When preaching to impenitent sinners I am obliged, of course, to go back to first principles. In my own experience I have so long passed these outposts and first principles, that I cannot live upon those truths. I however have to preach them to the impenitent to secure their conversion. When I preach the Gospel, I can preach the atonement, conversion, and many of the prominent views of the Gospel that are appreciated and accepted by those who are young in the religious life; and by those also who have been long in the church of God, and have made very little advancement in the knowledge of Christ. But it is only now and then that I find it really profitable to the people of God to pour out to them the fullness that my own soul sees in Christ. In this place there is a larger number of persons by far that understand me and devour that class of truths, than in any other place that I ever saw; but even here the majority of professors of religion do not understandingly embrace those truths. They do not object, they do not oppose; and so far as they understand, they are convinced. But as a matter of experience they are ignorant of the power of the highest and most precious truths of the Gospel of salvation, in Christ Jesus.

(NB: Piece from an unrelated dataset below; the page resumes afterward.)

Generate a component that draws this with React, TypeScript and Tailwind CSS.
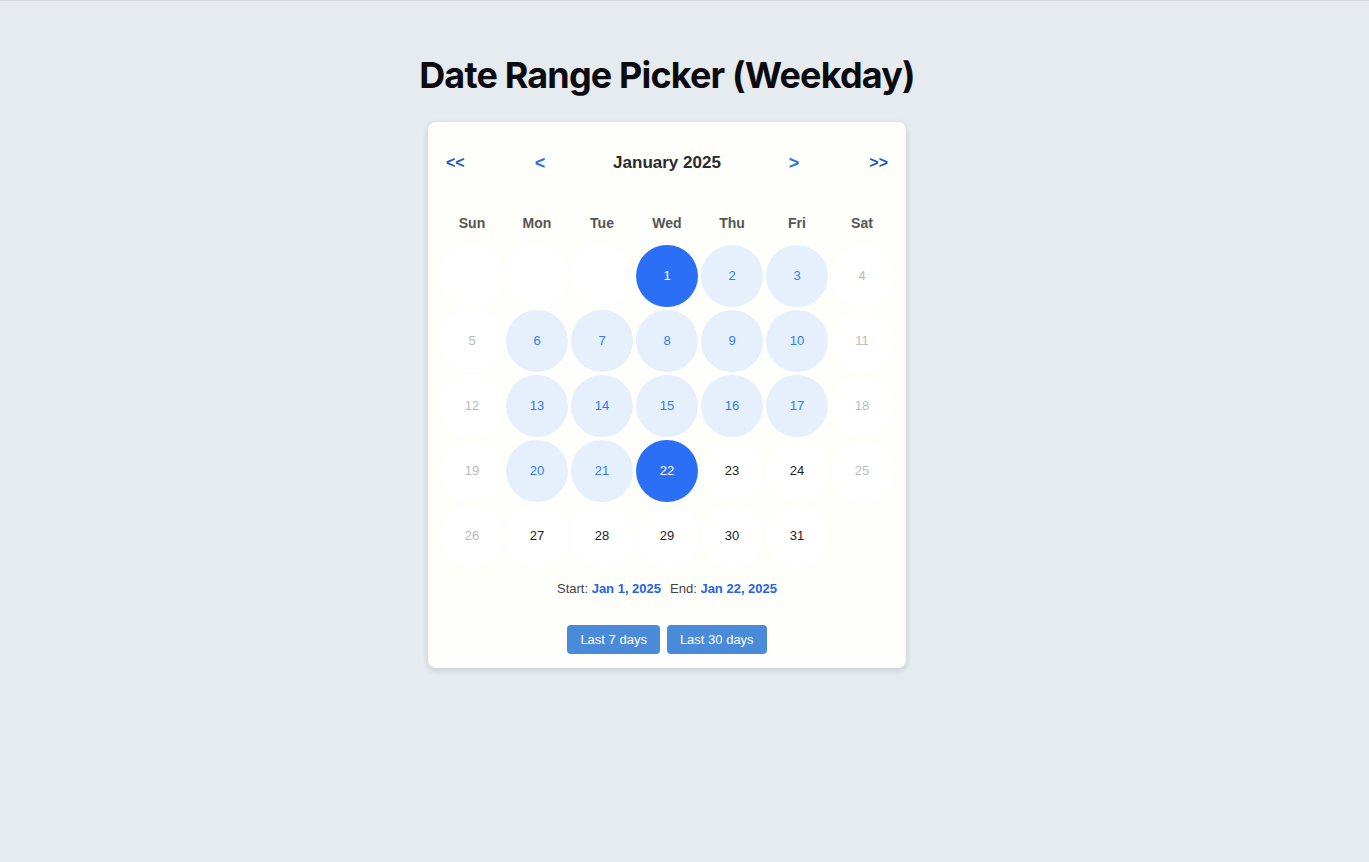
const WEEKDAYS = ['Sun', 'Mon', 'Tue', 'Wed', 'Thu', 'Fri', 'Sat'];

type Day = number | null;

// January 2025 starts on a Wednesday
const DAYS: Day[] = [null, null, null, ...Array.from({ length: 31 }, (_, i) => i + 1)];

const START = 1;
const END = 22;

function DayCell({ day, col }: { day: Day; col: number }) {
  if (day === null) {
    return <div className="aspect-square rounded-full bg-white" />;
  }
  const weekend = col === 0 || col === 6;
  const isEdge = day === START || day === END;
  const inRange = !weekend && day > START && day < END;

  let cls = 'bg-white text-[#222]';
  if (weekend) cls = 'bg-white text-[#bbbbbb]';
  else if (isEdge) cls = 'bg-[#2a6ff6] text-white';
  else if (inRange) cls = 'bg-[#e5f0fc] text-[#2f7ff0]';

  return (
    <div className={`aspect-square rounded-full flex items-center justify-center text-[13px] ${cls}`}>
      {day}
    </div>
  );
}

export default function App() {
  return (
    <div
      className="min-h-[862px] bg-[#e6ebf0] border-t border-[#d6d8db]"
      style={{ fontFamily: '"Liberation Sans", Arial, sans-serif' }}
    >
      <div className="flex flex-col items-center pr-[35px]">
        <h1
          className="mt-[54px] text-[36px] leading-[40px] font-bold text-[#0c0c10] tracking-[-0.85px]"
          style={{ fontFamily: 'Inter, "Liberation Sans", sans-serif' }}
        >
          Date Range Picker (Weekday)
        </h1>

        <div className="mt-[27px] w-[478px] bg-[#fefefa] rounded-lg shadow-[0_2px_6px_rgba(0,0,0,0.15)] px-[13px] pt-6 pb-[14px]">
          <div className="flex items-center justify-between h-[34px] px-[5px]">
            <button className="text-[16px] font-bold text-[#1f55c8] leading-none pr-[2px]">&lt;&lt;</button>
            <button className="text-[18px] font-bold text-[#2b6ff0] leading-none">&lt;</button>
            <div className="text-[17px] font-bold text-[#2b2b2b]">January 2025</div>
            <button className="text-[18px] font-bold text-[#2b6ff0] leading-none">&gt;</button>
            <button className="text-[16px] font-bold text-[#1f55c8] leading-none pl-[2px]">&gt;&gt;</button>
          </div>

          <div className="grid grid-cols-7 gap-x-[3px] mt-[33px]">
            {WEEKDAYS.map((w) => (
              <div key={w} className="text-center text-[14px] leading-5 font-bold text-[#555]">
                {w}
              </div>
            ))}
          </div>

          <div className="grid grid-cols-7 gap-[3px] mt-[12px]">
            {DAYS.map((d, i) => (
              <DayCell key={i} day={d} col={i % 7} />
            ))}
          </div>

          <div className="mt-[14px] text-center text-[13px] leading-4 text-[#444]">
            Start: <span className="font-bold text-[#2563eb]">Jan 1, 2025</span>
            <span className="ml-[9px]">End: </span>
            <span className="font-bold text-[#2563eb]">Jan 22, 2025</span>
          </div>

          <div className="mt-[28px] flex justify-center gap-[7px]">
            <button className="h-[29px] px-[13px] rounded bg-[#4a8bd9] text-white text-[13px]">
              Last 7 days
            </button>
            <button className="h-[29px] px-[13px] rounded bg-[#4a8bd9] text-white text-[13px]">
              Last 30 days
            </button>
          </div>
        </div>
      </div>
    </div>
  );
}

This was not my last winter by any means in Boston. I have much more to say, in another place, of revivals there. As to the number of conversions in that city that winter, I cannot speak other than to say that they must have been upon the whole numerous, as I was visited in my room almost constantly from day to day by inquirers from different parts of the city. However, as I have said, I think the greater number of inquirers that winter were professors of religion, whose minds were stirred up mightily to inquire after a higher Christian life.